## What you should do
Pictures within the data are to be left out; everything else must be reproduced exactly.

## Data provided
## BEGIN
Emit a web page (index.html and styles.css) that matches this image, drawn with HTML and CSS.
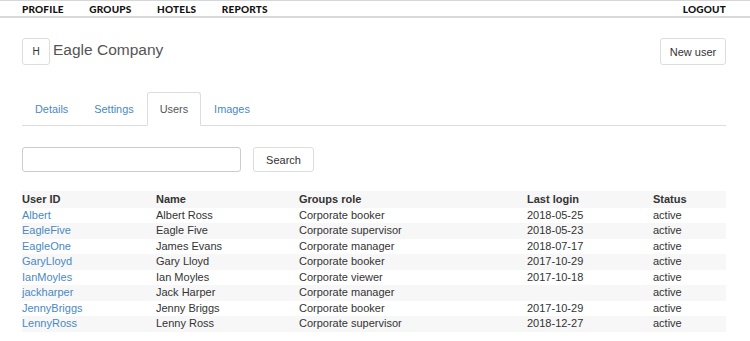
FILE: index.html
```html
<!DOCTYPE html>
<html lang="en">
<head>
    <meta charset="UTF-8">
    <title>Eagle Company - Users</title>
    <link rel="stylesheet" href="styles.css">
</head>
<body>
    <nav class="topnav">
        <div class="nav-left">
            <a href="#">Profile</a>
            <a href="#">Groups</a>
            <a href="#">Hotels</a>
            <a href="#">Reports</a>
        </div>
        <a href="#">Logout</a>
    </nav>
    <div class="container">
        <div class="page-head">
            <div class="company">
                <span class="logo-box">H</span>
                <h1>Eagle Company</h1>
            </div>
            <button class="btn">New user</button>
        </div>

        <ul class="tabs">
            <li><a href="#">Details</a></li>
            <li><a href="#">Settings</a></li>
            <li class="active"><a href="#">Users</a></li>
            <li><a href="#">Images</a></li>
        </ul>

        <div class="search-row">
            <input type="text" class="search-input">
            <button class="btn">Search</button>
        </div>

        <table class="users">
            <colgroup>
                <col style="width:134px">
                <col style="width:143px">
                <col style="width:228px">
                <col style="width:126px">
                <col>
            </colgroup>
            <thead>
                <tr><th>User ID</th><th>Name</th><th>Groups role</th><th>Last login</th><th>Status</th></tr>
            </thead>
            <tbody>
                <tr><td><a href="#">Albert</a></td><td>Albert Ross</td><td>Corporate booker</td><td>2018-05-25</td><td>active</td></tr>
                <tr><td><a href="#">EagleFive</a></td><td>Eagle Five</td><td>Corporate supervisor</td><td>2018-05-23</td><td>active</td></tr>
                <tr><td><a href="#">EagleOne</a></td><td>James Evans</td><td>Corporate manager</td><td>2018-07-17</td><td>active</td></tr>
                <tr><td><a href="#">GaryLloyd</a></td><td>Gary Lloyd</td><td>Corporate booker</td><td>2017-10-29</td><td>active</td></tr>
                <tr><td><a href="#">IanMoyles</a></td><td>Ian Moyles</td><td>Corporate viewer</td><td>2017-10-18</td><td>active</td></tr>
                <tr><td><a href="#">jackharper</a></td><td>Jack Harper</td><td>Corporate manager</td><td></td><td>active</td></tr>
                <tr><td><a href="#">JennyBriggs</a></td><td>Jenny Briggs</td><td>Corporate booker</td><td>2017-10-29</td><td>active</td></tr>
                <tr><td><a href="#">LennyRoss</a></td><td>Lenny Ross</td><td>Corporate supervisor</td><td>2018-12-27</td><td>active</td></tr>
            </tbody>
        </table>
    </div>
</body>
</html>
```

FILE: styles.css
```css
body {
    margin: 0;
    padding: 0;
    font-family: "Liberation Sans", Arial, sans-serif;
    font-size: 11px;
    color: #333;
    background: #fff;
}
a {
    color: #4a89c2;
    text-decoration: none;
}
.topnav {
    display: flex;
    justify-content: space-between;
    align-items: center;
    height: 15px;
    padding: 0 24px 0 22px;
    border-top: 1px solid #d6d6d6;
    border-bottom: 2px solid #d9d9d9;
}
.topnav a {
    color: #111;
    font-family: Lato, sans-serif;
    font-weight: 900;
    font-size: 10px;
    text-transform: uppercase;
    letter-spacing: 0.2px;
}
.nav-left {
    display: flex;
    gap: 25.5px;
}
.container {
    padding: 0 24px 0 22px;
}
.page-head {
    display: flex;
    justify-content: space-between;
    align-items: flex-start;
    margin-top: 20px;
}
.company {
    display: flex;
    align-items: center;
    gap: 3px;
}
.logo-box {
    display: flex;
    align-items: center;
    justify-content: center;
    width: 26px;
    height: 25px;
    border: 1px solid #ddd;
    border-radius: 3px;
    font-size: 10px;
}
.company h1 {
    margin: 0 0 4px;
    font-size: 15.5px;
    font-weight: normal;
    color: #555;
}
.btn {
    height: 26px;
    padding: 0 10px;
    background: #fff;
    border: 1px solid #ddd;
    border-radius: 3px;
    font-family: "Liberation Sans", Arial, sans-serif;
    font-size: 11px;
    color: #333;
}
.page-head .btn {
    width: 66px;
    height: 27px;
    padding: 0;
}
.tabs {
    display: flex;
    list-style: none;
    margin: 27px 0 0;
    padding: 0;
    border-bottom: 1px solid #ddd;
}
.tabs li {
    margin-bottom: -1px;
}
.tabs a {
    display: block;
    padding: 9px 12px;
    font-size: 10.9px;
    line-height: 14px;
    border: 1px solid transparent;
    border-radius: 3px 3px 0 0;
}
.tabs .active a {
    color: #555;
    background: #fff;
    border-color: #ddd #ddd #fff;
}
.search-row {
    display: flex;
    gap: 12px;
    margin-top: 21px;
}
.search-input {
    width: 215px;
    height: 21px;
    padding: 1px;
    border: 1px solid #ccc;
    border-radius: 3px;
}
.search-row .btn {
    width: 61px;
    height: 25px;
    padding: 0;
}
.users {
    width: 100%;
    margin-top: 19px;
    border-collapse: collapse;
    table-layout: fixed;
}
.users th,
.users td {
    padding: 1px 0;
    text-align: left;
    line-height: 13.5px;
    white-space: nowrap;
}
.users th {
    font-weight: bold;
    padding: 2px 0 1px;
}
.users thead tr,
.users tbody tr:nth-child(even) {
    background: #f7f7f7;
}
```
## END
## Finished answer
Emit a web page (index.html and styles.css) that matches this image, drawn with HTML and CSS.
FILE: index.html
```html
<!DOCTYPE html>
<html lang="en">
<head>
    <meta charset="UTF-8">
    <title>Eagle Company - Users</title>
    <link rel="stylesheet" href="styles.css">
</head>
<body>
    <nav class="topnav">
        <div class="nav-left">
            <a href="#">Profile</a>
            <a href="#">Groups</a>
            <a href="#">Hotels</a>
            <a href="#">Reports</a>
        </div>
        <a href="#">Logout</a>
    </nav>
    <div class="container">
        <div class="page-head">
            <div class="company">
                <span class="logo-box">H</span>
                <h1>Eagle Company</h1>
            </div>
            <button class="btn">New user</button>
        </div>

        <ul class="tabs">
            <li><a href="#">Details</a></li>
            <li><a href="#">Settings</a></li>
            <li class="active"><a href="#">Users</a></li>
            <li><a href="#">Images</a></li>
        </ul>

        <div class="search-row">
            <input type="text" class="search-input">
            <button class="btn">Search</button>
        </div>

        <table class="users">
            <colgroup>
                <col style="width:134px">
                <col style="width:143px">
                <col style="width:228px">
                <col style="width:126px">
                <col>
            </colgroup>
            <thead>
                <tr><th>User ID</th><th>Name</th><th>Groups role</th><th>Last login</th><th>Status</th></tr>
            </thead>
            <tbody>
                <tr><td><a href="#">Albert</a></td><td>Albert Ross</td><td>Corporate booker</td><td>2018-05-25</td><td>active</td></tr>
                <tr><td><a href="#">EagleFive</a></td><td>Eagle Five</td><td>Corporate supervisor</td><td>2018-05-23</td><td>active</td></tr>
                <tr><td><a href="#">EagleOne</a></td><td>James Evans</td><td>Corporate manager</td><td>2018-07-17</td><td>active</td></tr>
                <tr><td><a href="#">GaryLloyd</a></td><td>Gary Lloyd</td><td>Corporate booker</td><td>2017-10-29</td><td>active</td></tr>
                <tr><td><a href="#">IanMoyles</a></td><td>Ian Moyles</td><td>Corporate viewer</td><td>2017-10-18</td><td>active</td></tr>
                <tr><td><a href="#">jackharper</a></td><td>Jack Harper</td><td>Corporate manager</td><td></td><td>active</td></tr>
                <tr><td><a href="#">JennyBriggs</a></td><td>Jenny Briggs</td><td>Corporate booker</td><td>2017-10-29</td><td>active</td></tr>
                <tr><td><a href="#">LennyRoss</a></td><td>Lenny Ross</td><td>Corporate supervisor</td><td>2018-12-27</td><td>active</td></tr>
            </tbody>
        </table>
    </div>
</body>
</html>
```

FILE: styles.css
```css
body {
    margin: 0;
    padding: 0;
    font-family: "Liberation Sans", Arial, sans-serif;
    font-size: 11px;
    color: #333;
    background: #fff;
}
a {
    color: #4a89c2;
    text-decoration: none;
}
.topnav {
    display: flex;
    justify-content: space-between;
    align-items: center;
    height: 15px;
    padding: 0 24px 0 22px;
    border-top: 1px solid #d6d6d6;
    border-bottom: 2px solid #d9d9d9;
}
.topnav a {
    color: #111;
    font-family: Lato, sans-serif;
    font-weight: 900;
    font-size: 10px;
    text-transform: uppercase;
    letter-spacing: 0.2px;
}
.nav-left {
    display: flex;
    gap: 25.5px;
}
.container {
    padding: 0 24px 0 22px;
}
.page-head {
    display: flex;
    justify-content: space-between;
    align-items: flex-start;
    margin-top: 20px;
}
.company {
    display: flex;
    align-items: center;
    gap: 3px;
}
.logo-box {
    display: flex;
    align-items: center;
    justify-content: center;
    width: 26px;
    height: 25px;
    border: 1px solid #ddd;
    border-radius: 3px;
    font-size: 10px;
}
.company h1 {
    margin: 0 0 4px;
    font-size: 15.5px;
    font-weight: normal;
    color: #555;
}
.btn {
    height: 26px;
    padding: 0 10px;
    background: #fff;
    border: 1px solid #ddd;
    border-radius: 3px;
    font-family: "Liberation Sans", Arial, sans-serif;
    font-size: 11px;
    color: #333;
}
.page-head .btn {
    width: 66px;
    height: 27px;
    padding: 0;
}
.tabs {
    display: flex;
    list-style: none;
    margin: 27px 0 0;
    padding: 0;
    border-bottom: 1px solid #ddd;
}
.tabs li {
    margin-bottom: -1px;
}
.tabs a {
    display: block;
    padding: 9px 12px;
    font-size: 10.9px;
    line-height: 14px;
    border: 1px solid transparent;
    border-radius: 3px 3px 0 0;
}
.tabs .active a {
    color: #555;
    background: #fff;
    border-color: #ddd #ddd #fff;
}
.search-row {
    display: flex;
    gap: 12px;
    margin-top: 21px;
}
.search-input {
    width: 215px;
    height: 21px;
    padding: 1px;
    border: 1px solid #ccc;
    border-radius: 3px;
}
.search-row .btn {
    width: 61px;
    height: 25px;
    padding: 0;
}
.users {
    width: 100%;
    margin-top: 19px;
    border-collapse: collapse;
    table-layout: fixed;
}
.users th,
.users td {
    padding: 1px 0;
    text-align: left;
    line-height: 13.5px;
    white-space: nowrap;
}
.users th {
    font-weight: bold;
    padding: 2px 0 1px;
}
.users thead tr,
.users tbody tr:nth-child(even) {
    background: #f7f7f7;
}
```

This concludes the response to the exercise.